STATED PROBLEM — Report each line of the data that includes the word "React".

__________________________________________________

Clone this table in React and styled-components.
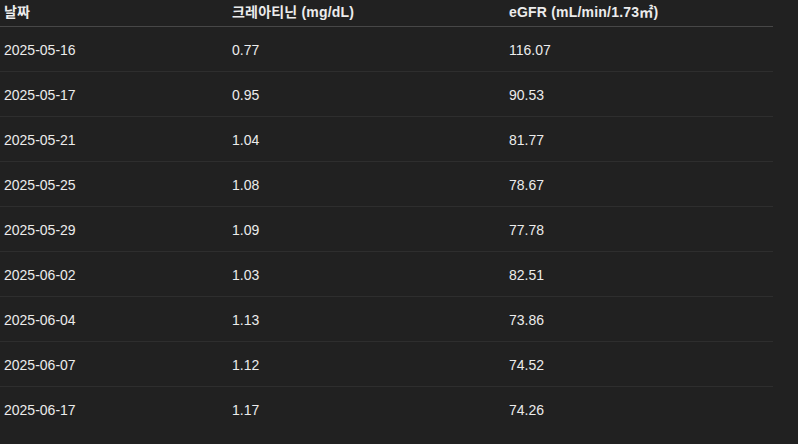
import React from 'react'
import styled, { createGlobalStyle } from 'styled-components'

const rows = [
    ['2025-05-16', '0.77', '116.07'],
    ['2025-05-17', '0.95', '90.53'],
    ['2025-05-21', '1.04', '81.77'],
    ['2025-05-25', '1.08', '78.67'],
    ['2025-05-29', '1.09', '77.78'],
    ['2025-06-02', '1.03', '82.51'],
    ['2025-06-04', '1.13', '73.86'],
    ['2025-06-07', '1.12', '74.52'],
    ['2025-06-17', '1.17', '74.26'],
]

const App = () => (
    <>
        <Global />
        <Page>
            <Table>
                <colgroup>
                    <col style={{ width: 228 }} />
                    <col style={{ width: 277 }} />
                    <col />
                </colgroup>
                <thead>
                    <tr>
                        <Th>날짜</Th>
                        <Th>크레아티닌 (mg/dL)</Th>
                        <Th>eGFR (mL/min/1.73㎡)</Th>
                    </tr>
                </thead>
                <tbody>
                    {rows.map((r, i) => (
                        <Row key={r[0]} last={i === rows.length - 1}>
                            {r.map((c, j) => <Td key={j}>{c}</Td>)}
                        </Row>
                    ))}
                </tbody>
            </Table>
        </Page>
    </>
)

export default App


//css
const Global = createGlobalStyle`
    html, body {
        margin: 0;
        background: #212121;
    }
`

const Page = styled.div`
    width: 798px;
    height: 444px;
    background: #212121;
    color: #ececec;
    font-family: "Liberation Sans", "Noto Sans CJK KR", sans-serif;
    font-size: 14px;
    overflow: hidden;
`

const Table = styled.table`
    width: 773px;
    border-collapse: collapse;
    table-layout: fixed;
`

const Th = styled.th`
    text-align: left;
    font-weight: 700;
    padding: 0 4px;
    height: 26px;
    vertical-align: top;
    line-height: 24px;
    letter-spacing: 0.2px;
    border-bottom: 1px solid #474747;
`

const Row = styled.tr`
    border-bottom: ${p => (p.last ? 'none' : '1px solid #2e2e2e')};
`

const Td = styled.td`
    padding: 2px 4px 0;
    height: 42px;
    line-height: 20px;
    vertical-align: middle;
`
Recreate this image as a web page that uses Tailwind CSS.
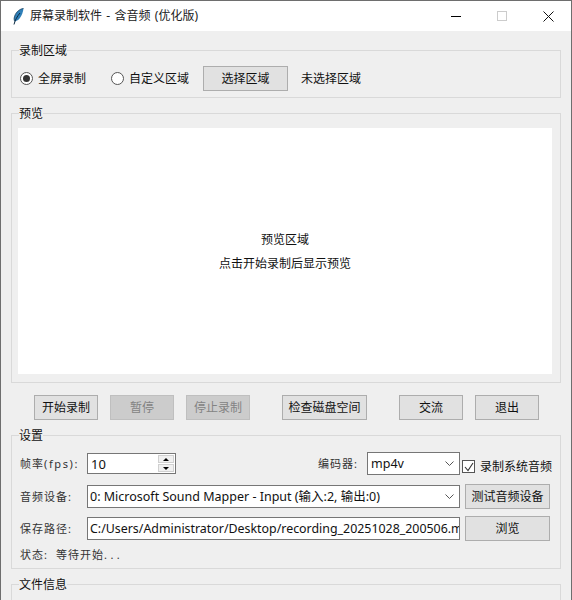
<!DOCTYPE html>
<html lang="zh-CN">
<head>
    <meta charset="UTF-8">
    <title>屏幕录制软件 - 含音频 (优化版)</title>
    <script src="https://cdn.jsdelivr.net/npm/@tailwindcss/browser@4"></script>
</head>
<body class="w-[572px] h-[600px] overflow-hidden bg-[#f0f0f0] text-[12px] leading-[16px] text-[#111] font-['Noto_Sans','Noto_Sans_CJK_SC',sans-serif]">
    <div class="h-[600px] overflow-hidden border-t border-x border-[#6e6e6e] bg-[#efefef]">
        <!-- title bar -->
        <div class="h-[30px] bg-white flex items-center pl-[12px]">
            <svg class="w-[11px] h-[17px]" viewBox="0 0 11 17">
                <path d="M10.5 0.5C6 1 2 5 1.2 10C1 11.5 1.3 12.8 1.9 13.4C6.5 12.5 9.5 7 10.5 0.5Z" fill="#2f7fb8"/>
                <path d="M10.5 0.5C6 1 2 5 1.2 10C1 11.5 1.3 12.8 1.9 13.4" stroke="#123a58" stroke-width="0.8" fill="none"/>
                <path d="M7 5C4.5 8 2 12 1 16.5" stroke="#0d2a40" stroke-width="1" fill="none"/>
            </svg>
            <span class="ml-[6px] text-[#222] whitespace-pre [word-spacing:1.2px]">屏幕录制软件 - 含音频 (优化版)</span>
            <div class="ml-auto flex items-center">
                <div class="w-[46px] flex justify-center"><div class="w-[10px] h-px bg-black"></div></div>
                <div class="w-[46px] flex justify-center"><div class="w-[10px] h-[10px] border border-[#cccccc]"></div></div>
                <div class="w-[46px] flex justify-center">
                    <svg class="w-[11px] h-[11px]" viewBox="0 0 11 11"><path d="M0.5 0.5L10.5 10.5M10.5 0.5L0.5 10.5" stroke="#111" stroke-width="1"/></svg>
                </div>
            </div>
        </div>

        <div class="px-[10px]">
            <!-- record area -->
            <div class="relative mt-[19px] h-[48px] border border-[#d9d9d9] flex items-center pl-[8px] pt-[9px]">
                <span class="absolute left-[7px] top-[-8px] bg-[#efefef]">录制区域</span>
                <div class="w-[13px] h-[13px] rounded-full border border-[#555] bg-white flex items-center justify-center"><div class="w-[7px] h-[7px] rounded-full bg-[#333]"></div></div>
                <span class="ml-[5px]">全屏录制</span>
                <div class="ml-[25px] w-[13px] h-[13px] rounded-full border border-[#555] bg-white"></div>
                <span class="ml-[5px]">自定义区域</span>
                <button class="ml-[14px] w-[85px] h-[25px] bg-[#e1e1e1] border border-[#adadad]">选择区域</button>
                <span class="ml-[13px]">未选择区域</span>
            </div>

            <!-- preview -->
            <div class="relative mt-[15px] h-[270px] border border-[#d9d9d9] pl-[6px] pr-[8px] pt-[14px]">
                <span class="absolute left-[7px] top-[-8px] bg-[#efefef]">预览</span>
                <div class="h-[246px] bg-white flex flex-col items-center justify-center gap-[8px] pt-[2px]">
                    <p>预览区域</p>
                    <p>点击开始录制后显示预览</p>
                </div>
            </div>

            <!-- actions -->
            <div class="flex mt-[12px] pl-[23px]">
                <button class="w-[64px] h-[25px] bg-[#e1e1e1] border border-[#adadad]">开始录制</button>
                <button class="ml-[12px] w-[64px] h-[25px] bg-[#cccccc] border border-[#bfbfbf] text-[#838383]">暂停</button>
                <button class="ml-[12px] w-[64px] h-[25px] bg-[#cccccc] border border-[#bfbfbf] text-[#838383]">停止录制</button>
                <button class="ml-[32px] w-[85px] h-[25px] bg-[#e1e1e1] border border-[#adadad]">检查磁盘空间</button>
                <button class="ml-[32px] w-[64px] h-[25px] bg-[#e1e1e1] border border-[#adadad]">交流</button>
                <button class="ml-[12px] w-[64px] h-[25px] bg-[#e1e1e1] border border-[#adadad]">退出</button>
            </div>

            <!-- settings -->
            <div class="relative mt-[15px] h-[134px] border border-[#d9d9d9] pl-[8px] pt-[17px]">
                <span class="absolute left-[7px] top-[-8px] bg-[#efefef]">设置</span>
                <div class="flex items-start h-[31px]">
                    <span class="w-[67px] mt-[3px] text-[#333] tracking-[1px] text-[11px]">帧率<span class="tracking-[1.6px]">(fps)</span>:</span>
                    <div class="w-[89px] h-[21px] bg-white border border-[#767676] flex items-center pl-[3px] text-[13px]">
                        <span>10</span>
                        <div class="ml-auto w-[16px] mr-[1px] flex flex-col gap-[1px]">
                            <div class="h-[8px] bg-[#f0f0f0] border border-[#d0d0d0] flex items-center justify-center"><div class="w-0 h-0 border-x-[3px] border-x-transparent border-b-[3px] border-b-black"></div></div>
                            <div class="h-[8px] bg-[#f0f0f0] border border-[#d0d0d0] flex items-center justify-center"><div class="w-0 h-0 border-x-[3px] border-x-transparent border-t-[3px] border-t-black"></div></div>
                        </div>
                    </div>
                    <span class="ml-[142px] w-[49px] mt-[3px] text-[#333] text-[11px] tracking-[1px]">编码器:</span>
                    <div class="w-[93px] h-[23px] -mt-[1px] bg-white border border-[#767676] flex items-center pl-[3px] pr-[5px] text-[12.5px]">
                        <span>mp4v</span>
                        <svg class="ml-auto w-[9px] h-[5px]" viewBox="0 0 9 5"><path d="M0.5 0.5L4.5 4.5L8.5 0.5" stroke="#555" fill="none"/></svg>
                    </div>
                    <div class="ml-[2px] mt-[7px] w-[13px] h-[13px] bg-white border border-[#555] flex items-center justify-center">
                        <svg class="w-[10px] h-[10px]" viewBox="0 0 10 10"><path d="M1 5L4 8.5L9 1" stroke="#333" stroke-width="1.1" fill="none"/></svg>
                    </div>
                    <span class="ml-[5px] mt-[6px]">录制系统音频</span>
                </div>
                <div class="flex items-center h-[25px]">
                    <span class="w-[67px] text-[#333] text-[11px] tracking-[1px]">音频设备:</span>
                    <div class="w-[373px] h-[23px] bg-white border border-[#767676] flex items-center pl-[2px] pr-[5px] text-[12.5px] whitespace-nowrap">
                        <span>0: Microsoft Sound Mapper - Input (输入:2, 输出:0)</span>
                        <svg class="ml-auto w-[9px] h-[5px]" viewBox="0 0 9 5"><path d="M0.5 0.5L4.5 4.5L8.5 0.5" stroke="#555" fill="none"/></svg>
                    </div>
                    <button class="ml-[5px] w-[85px] h-[25px] bg-[#e1e1e1] border border-[#adadad]">测试音频设备</button>
                </div>
                <div class="flex items-center h-[25px] mt-[7px]">
                    <span class="w-[67px] text-[#333] text-[11px] tracking-[1px]">保存路径:</span>
                    <div class="w-[373px] h-[23px] bg-white border border-[#767676] flex items-center pl-[2px] text-[12.4px] whitespace-nowrap overflow-hidden">C:/Users/Administrator/Desktop/recording_20251028_200506.mp4</div>
                    <button class="ml-[5px] w-[85px] h-[25px] bg-[#e1e1e1] border border-[#adadad]">浏览</button>
                </div>
                <p class="mt-[6px] text-[#333] text-[11px] tracking-[1px]">状态:<span class="ml-[8px]">等待开始</span><span class="tracking-[3.5px]">...</span></p>
            </div>

            <!-- file info -->
            <div class="relative mt-[15px] h-[60px] border border-[#d9d9d9]">
                <span class="absolute left-[7px] top-[-8px] bg-[#efefef]">文件信息</span>
            </div>
        </div>
    </div>
</body>
</html>
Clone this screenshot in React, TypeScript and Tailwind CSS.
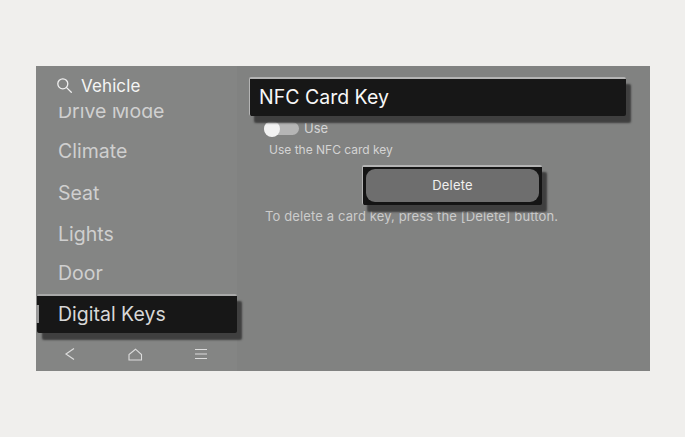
import React from "react";

const items = [
  { label: "Climate", cls: "h-[42px]" },
  { label: "Seat", cls: "h-[42px]" },
  { label: "Lights", cls: "h-[39px]" },
  { label: "Door", cls: "h-[40px]" },
];

export default function App() {
  return (
    <div
      className="w-[685px] h-[437px] bg-[#f0efed] pt-[66px] pl-[36px] overflow-hidden"
      style={{ fontFamily: 'Inter, "Noto Sans", sans-serif' }}
    >
      <div className="w-[614px] h-[305px] flex bg-[#828382]">
        {/* Sidebar */}
        <div className="w-[201px] h-full flex flex-col shrink-0 bg-[#848584]">
          <div className="h-[41px] shrink-0 flex items-start pl-[20px] pt-[11px] gap-[8px]">
            <svg width="17" height="17" viewBox="0 0 17 17" fill="none" stroke="#f0f0f0" strokeWidth="1.3" strokeLinecap="round">
              <circle cx="6.8" cy="6.8" r="5" />
              <path d="M10.6 10.6 15.3 15.3" />
            </svg>
            <span className="text-[17px] leading-[18px] text-[#f5f5f5] tracking-[0.1px]">Vehicle</span>
          </div>
          <div className="h-[24px] overflow-hidden shrink-0 relative">
            <div className="-mt-[10px] pl-[22px] text-[19.5px] leading-[28px] text-[#d0d0d0]">Drive Mode</div>
          </div>
          {items.map((it) => (
            <div key={it.label} className={`${it.cls} shrink-0 flex items-center pl-[22px] text-[19.5px] text-[#cfcfcf]`}>
              {it.label}
            </div>
          ))}
          <div className="h-[39px] ml-[1px] w-[200px] shrink-0 flex items-center pl-[21px] text-[19.5px] text-[#d8d8d8] bg-[#171717] rounded-[2px] border-t-[2px] border-[#a9a9a9] shadow-[5px_7px_2px_#3f3f3f] relative">
            <div className="absolute -left-[1px] top-[9px] w-[3px] h-[18px] bg-[#9a9a9a]" />
            Digital Keys
          </div>
          <div className="flex-1 flex items-center justify-between pl-[28px] pr-[29px] pt-[4px]">
            <svg width="12" height="14" viewBox="0 0 12 14" fill="none" stroke="#dcdcdc" strokeWidth="1.2">
              <path d="M10 1.5 2 7l8 5.5" />
            </svg>
            <svg width="15" height="13" viewBox="0 0 15 13" fill="none" stroke="#dcdcdc" strokeWidth="1.1">
              <path d="M1 12V6.5L7.5 1.2l6 5.3V12Z" />
            </svg>
            <svg width="14" height="12" viewBox="0 0 14 12" fill="none" stroke="#dcdcdc" strokeWidth="1.1">
              <path d="M1 1.5h12M1 6h12M1 10.5h12" />
            </svg>
          </div>
        </div>
        {/* Content */}
        <div className="flex-1 flex flex-col pl-[12px] pt-[11px] bg-[#818281]">
          <div className="w-[377px] h-[39px] bg-[#171717] border-t-[2px] border-l border-[#b4b4b4] rounded-[2px] flex items-center pl-[9px] text-[19.5px] text-[#f8f8f8] shadow-[5px_7px_2px_#3f3f3f] relative z-10">
            NFC Card Key
          </div>
          <div className="flex items-center pl-[15px] mt-[2px] gap-[5px]">
            <div className="w-[35px] h-[13px] rounded-full bg-[#b5b5b5] relative">
              <div className="absolute left-0 -top-[1px] w-[16px] h-[16px] rounded-full bg-[#f2f2f2]" />
            </div>
            <span className="text-[13px] leading-[20px] text-[#d4d4d4]">Use</span>
          </div>
          <div className="pl-[20px] mt-[2px] text-[12px] leading-[20px] text-[#d4d4d4]">Use the NFC card key</div>
          <div className="ml-[113px] mt-[5px] w-[180px] h-[40px] bg-[#141414] border-t-[2px] border-l border-[#b4b4b4] rounded-[2px] p-[3px] pt-[2px] shadow-[5px_7px_2px_#3f3f3f] relative z-10">
            <div className="h-full rounded-[9px] bg-[#6e6e6e] flex items-center justify-center text-[13px] text-[#f0f0f0] tracking-[0.2px]">
              Delete
            </div>
          </div>
          <div className="pl-[16px] mt-[1px] text-[13px] leading-[20px] text-[#cccccc] tracking-[0.13px]">To delete a card key, press the [Delete] button.</div>
        </div>
      </div>
    </div>
  );
}
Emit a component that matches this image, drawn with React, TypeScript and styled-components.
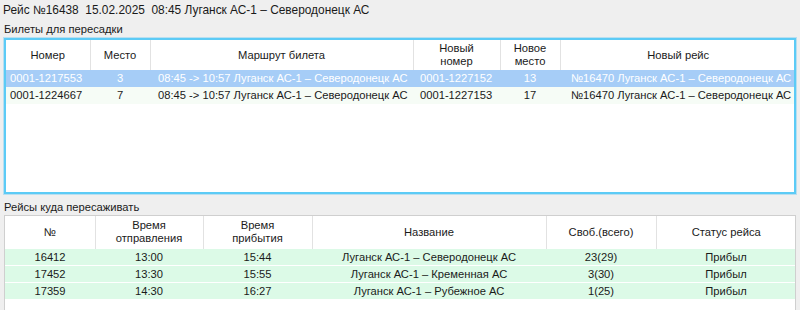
import styled, { createGlobalStyle } from 'styled-components';

const GlobalStyle = createGlobalStyle`
  html, body {
    margin: 0;
    padding: 0;
    background: #efefef;
    font-family: 'Liberation Sans', 'Noto Sans', sans-serif;
    font-size: 11.2px;
    color: #1a1a1a;
  }
`;

const Page = styled.div`
  width: 800px;
  height: 310px;
  overflow: hidden;
  padding: 2px 4px 0 3px;
  box-sizing: border-box;
`;

const Title = styled.div`
  white-space: pre;
  font-size: 11.9px;
  height: 16px;
  line-height: 16px;
`;

const Caption = styled.div<{ $gap: number }>`
  height: 16px;
  line-height: 16px;
  margin-top: ${(p) => p.$gap}px;
  margin-left: 1px;
`;

const Panel = styled.div<{ $focused?: boolean; $height: number }>`
  margin-left: 1px;
  height: ${(p) => p.$height}px;
  background: #fff;
  box-sizing: border-box;
  border: ${(p) => (p.$focused ? '2px solid #5ccbf6' : '1px solid #cfcfcf')};
  outline: ${(p) => (p.$focused ? '1px solid #b9dff0' : 'none')};
  overflow: hidden;
`;

const Table = styled.table`
  width: 100%;
  border-collapse: collapse;
  table-layout: fixed;
`;

const Th = styled.th<{ $h: number }>`
  font-weight: normal;
  text-align: center;
  height: ${(p) => p.$h}px;
  padding: 0 4px;
  line-height: 13px;
  border-left: 1px solid #e2e2e2;
  &:first-child {
    border-left: none;
  }
`;

const Row = styled.tr<{ $selected?: boolean; $tint: string }>`
  background: ${(p) => (p.$selected ? '#a6cdf7' : p.$tint)};
  color: ${(p) => (p.$selected ? '#fff' : '#1a1a1a')};
`;

const Td = styled.td<{ $align?: 'left' | 'center'; $pad?: number }>`
  text-align: ${(p) => p.$align || 'center'};
  height: 17px;
  line-height: 15px;
  padding: 0 4px 0 ${(p) => p.$pad ?? 4}px;
  white-space: nowrap;
  overflow: hidden;
`;

const GreenTd = styled(Td)`
  height: 16px;
  border-top: 1px solid #fff;
`;

const tickets = [
  ['0001-1217553', '3', '08:45 -> 10:57 Луганск АС-1 – Северодонецк АС', '0001-1227152', '13', '№16470 Луганск АС-1 – Северодонецк АС'],
  ['0001-1224667', '7', '08:45 -> 10:57 Луганск АС-1 – Северодонецк АС', '0001-1227153', '17', '№16470 Луганск АС-1 – Северодонецк АС'],
];

const ticketCols = [84, 60, 263, 87, 60, 236];
const ticketAlign: ('left' | 'center')[] = ['left', 'center', 'left', 'left', 'center', 'left'];
const ticketPad = [4, 4, 8, 7, 4, 11];

const trips = [
  ['16412', '13:00', '15:44', 'Луганск АС-1 – Северодонецк АС', '23(29)', 'Прибыл'],
  ['17452', '13:30', '15:55', 'Луганск АС-1 – Кременная АС', '3(30)', 'Прибыл'],
  ['17359', '14:30', '16:27', 'Луганск АС-1 – Рубежное АС', '1(25)', 'Прибыл'],
];

const tripCols = [90, 108, 109, 234, 110, 140];

const App = () => {
  return (
    <>
      <GlobalStyle />
      <Page>
        <Title>Рейс №16438  15.02.2025  08:45 Луганск АС-1 – Северодонецк АС</Title>
        <Caption $gap={3}>Билеты для пересадки</Caption>
        <Panel $focused $height={156} style={{ marginTop: 1 }}>
          <Table>
            <colgroup>
              {ticketCols.map((w, i) => (
                <col key={i} style={{ width: w }} />
              ))}
            </colgroup>
            <thead>
              <tr>
                <Th $h={30}>Номер</Th>
                <Th $h={30}>Место</Th>
                <Th $h={30}>Маршрут билета</Th>
                <Th $h={30}>Новый<br />номер</Th>
                <Th $h={30}>Новое<br />место</Th>
                <Th $h={30}>Новый рейс</Th>
              </tr>
            </thead>
            <tbody>
              {tickets.map((row, i) => (
                <Row key={i} $selected={i === 0} $tint="#f6fcf6">
                  {row.map((cell, j) => (
                    <Td key={j} $align={ticketAlign[j]} $pad={ticketPad[j]}>
                      {cell}
                    </Td>
                  ))}
                </Row>
              ))}
            </tbody>
          </Table>
        </Panel>
        <Caption $gap={5}>Рейсы куда пересаживать</Caption>
        <Panel $height={100}>
          <Table>
            <colgroup>
              {tripCols.map((w, i) => (
                <col key={i} style={{ width: w }} />
              ))}
            </colgroup>
            <thead>
              <tr>
                <Th $h={32}>№</Th>
                <Th $h={32}>Время<br />отправления</Th>
                <Th $h={32}>Время<br />прибытия</Th>
                <Th $h={32}>Название</Th>
                <Th $h={32}>Своб.(всего)</Th>
                <Th $h={32}>Статус рейса</Th>
              </tr>
            </thead>
            <tbody>
              {trips.map((row, i) => (
                <Row key={i} $tint="#dcfae7">
                  {row.map((cell, j) => (
                    <GreenTd key={j}>{cell}</GreenTd>
                  ))}
                </Row>
              ))}
            </tbody>
          </Table>
        </Panel>
      </Page>
    </>
  );
};

export default App;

__________________________________________________

RESPONSE TO THIS EXERCISE —
Clone this table in React and styled-components.
import React from 'react'
Clone this screenshot in React, TypeScript and Tailwind CSS.
import React from "react";
Emit a component that matches this image, drawn with React, TypeScript and styled-components.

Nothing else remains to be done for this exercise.